La escena la cuenta Martin Amis en su imprescindible libro Koba el temible. Koba era el nombre con el que el mayor asesino de la historia era conocido en sus círculos próximos. Hablo de Josef Stalin. Nadie ha matado tanto como él desde que Caín noqueó a su hermano Abel. El hecho tenía lugar en un Congreso del Partido Comunista de la región de Moscú. Cuando terminó de hablar, o de rugir, el camarada Stalin hubo un par de segundos de silencio. Nadie en la sala se atrevía siquiera a moverse del asiento esperando órdenes. De repente alguien salta y pide un aplauso en honor de la bestia. Y aquello no fue aplaudir, aquello fue enloquecer. El batir de las manos hizo retumbar la sala. Habían pasado cinco minutos y nadie se atrevía a parar, nadie quería señalarse siendo el primero en dejar de aplaudir al camarada Stalin. Cuando la interminable salva de aplausos llegó a los diez minutos cayó el primero. Un delegado se derrumbó congestionado y tuvo que ser retirado en camilla. Los aplausos no hicieron más que redoblarse. Poco después el jefe de distrito del partido se desplomó inconsciente. Como respuesta, la ovación subió en decibelios y ya se vieron las primeras manos sangrando levemente mientras las respiraciones alcanzaban el nivel de jadeo. Alguien tenía que parar pero nadie se atrevía en señalarse siendo el primero.

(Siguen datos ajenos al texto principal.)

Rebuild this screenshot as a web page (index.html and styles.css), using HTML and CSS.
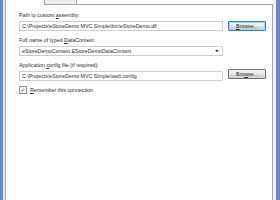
FILE: index.html
```html
<!DOCTYPE html>
<html>
  <head>
    <title>Connection</title>
    <link rel="stylesheet" href="styles.css">
  </head>
  <body>
    <div class="window">
      <div class="frame frame-left"></div>
      <div class="frame-inner"></div>
      <div class="tabs">
        <div class="tab-strip">
          <div class="tab tab-active"></div>
          <div class="tab"></div>
          <div class="tab-line"></div>
        </div>
        <div class="page">
          <label class="field-label">Path to custom <u>a</u>ssembly:</label>
          <div class="row">
            <div class="textbox">C:\Projects\eStoreDemo MVC Simple\bin\eStoreDemo.dll</div>
            <button class="btn btn-default"><u>B</u>rowse...</button>
          </div>

          <label class="field-label">Full name of typed <u>D</u>ataContext:</label>
          <div class="row">
            <div class="textbox combo">
              <span>eStoreDemoContext.EStoreDemoDataContext</span>
              <span class="arrow"></span>
            </div>
          </div>

          <label class="field-label">Application <u>c</u>onfig file (if required):</label>
          <div class="row">
            <div class="textbox">C:\Projects\eStoreDemo MVC Simple\web.config</div>
            <button class="btn btn-up">Bro<u>w</u>se...</button>
          </div>

          <div class="check-row">
            <span class="checkbox">&#10003;</span>
            <span><u>R</u>emember this connection</span>
          </div>
        </div>
      </div>
      <div class="frame-inner frame-inner-right"></div>
      <div class="frame frame-right"></div>
    </div>
  </body>
</html>
```

FILE: styles.css
```css
body {
  margin: 0;
  background-color: #ffffff;
  font-family: Tahoma, "Liberation Sans", "DejaVu Sans", sans-serif;
  font-size: 5.3px;
  color: #2a2a2a;
}
.window {
  display: flex;
  height: 200px;
}
.frame {
  width: 3px;
  background-color: #6489c4;
}
.frame-right {
  width: 4px;
}
.frame-inner {
  width: 2px;
  background-color: #e6e9ee;
}
.frame-inner-right {
  width: 3px;
  background-color: #f2f2f2;
}
.tabs {
  flex: 1;
  display: flex;
  flex-direction: column;
}
.tab-strip {
  height: 5px;
  display: flex;
}
.tab {
  width: 33px;
  height: 5px;
  box-sizing: border-box;
  border: 1px solid #a5a5a5;
  border-top: none;
  background-color: #ececec;
}
.tab-active {
  width: 39px;
  border: none;
  border-left: 1px solid #a5a5a5;
  background-color: #ffffff;
}
.tab-line {
  flex: 1;
  border-bottom: 1px solid #a5a5a5;
}
.page {
  flex: 1;
  border-left: 1px solid #a5a5a5;
  border-right: 1px solid #a5a5a5;
  padding: 7px 6px 0 13px;
  display: flex;
  flex-direction: column;
}
.field-label {
  display: block;
  line-height: 7px;
  margin-bottom: 2px;
}
.row {
  display: flex;
  align-items: center;
  gap: 5px;
  margin-bottom: 6px;
  height: 10px;
}
.textbox {
  width: 204px;
  height: 10px;
  box-sizing: border-box;
  border: 1px solid #c9ccd2;
  padding: 0 2px;
  line-height: 8px;
  white-space: nowrap;
  overflow: hidden;
}
.combo {
  display: flex;
  justify-content: space-between;
  align-items: center;
}
.arrow {
  width: 0;
  height: 0;
  border-left: 2px solid transparent;
  border-right: 2px solid transparent;
  border-top: 2px solid #222222;
  margin-right: 1px;
}
.btn {
  width: 38px;
  height: 10px;
  padding: 0;
  font: inherit;
  line-height: 8px;
  color: #2a2a2a;
  border: 1px solid #707070;
  border-radius: 1px;
  background: linear-gradient(#f2f2f2, #ebebeb 50%, #dddddd 51%, #cfcfcf);
}
.btn-default {
  border-color: #3c7fb1;
  box-shadow: inset 0 0 0 1px #9fd5f3;
}
.btn-up {
  margin-top: -4px;
}
.check-row {
  display: flex;
  align-items: center;
  gap: 3px;
  margin-top: -1px;
}
.checkbox {
  width: 6px;
  height: 6px;
  border: 1px solid #8f8f8f;
  background-color: #f4f4f4;
  font-size: 6px;
  line-height: 6px;
  text-align: center;
  color: #3a5aa0;
}
u {
  text-decoration: underline;
}
```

Por fin el jefe de una fábrica local decide ser el primero en abandonar. No podía más. Aquello terminó y al día siguiente el infeliz recibió la visita de la Cheka y fue condenado a diez años de prisión. Por mucho menos murieron millones.

Nada de lo que ocurre hoy en los congresos de partidos o las juntas de accionistas de algunas grandes empresas tiene que ver con la atrocidad aquí referida. Pero les confieso que esta escena del gran libro de Amis, señalando a todos los intelectuales europeos cómplices con el monstruo, su padre el primero, me impactó tanto que no puedo remediar que me venga al laberinto cerebral cuando veo auditorios enardecidos en los que nadie quiere señalarse no aplaudiendo o siendo el primero en dejar de hacerlo. Hace unos días la Generalidad de Cataluña daba unos premios. En un momento del acto unos cuantos comenzaron unos aplausos rítmicos que acompañaban con unos grititos independentistas. Nadie quedó sin dar palmitas, claro. No era cuestión de señalarse. Sólo un hombre permaneció con las manos juntas: Leonel Messi. En la Unión Soviética ya sabemos lo que le habría pasado. En Cataluña simplemente está señalado. Lo aguantarán mientras esté generando millones de euros. Cuando flaquee ya se encargarán de señalarle la puerta. Ya le han puesto la cruz, y no la de San Jorge que era la de aquel día.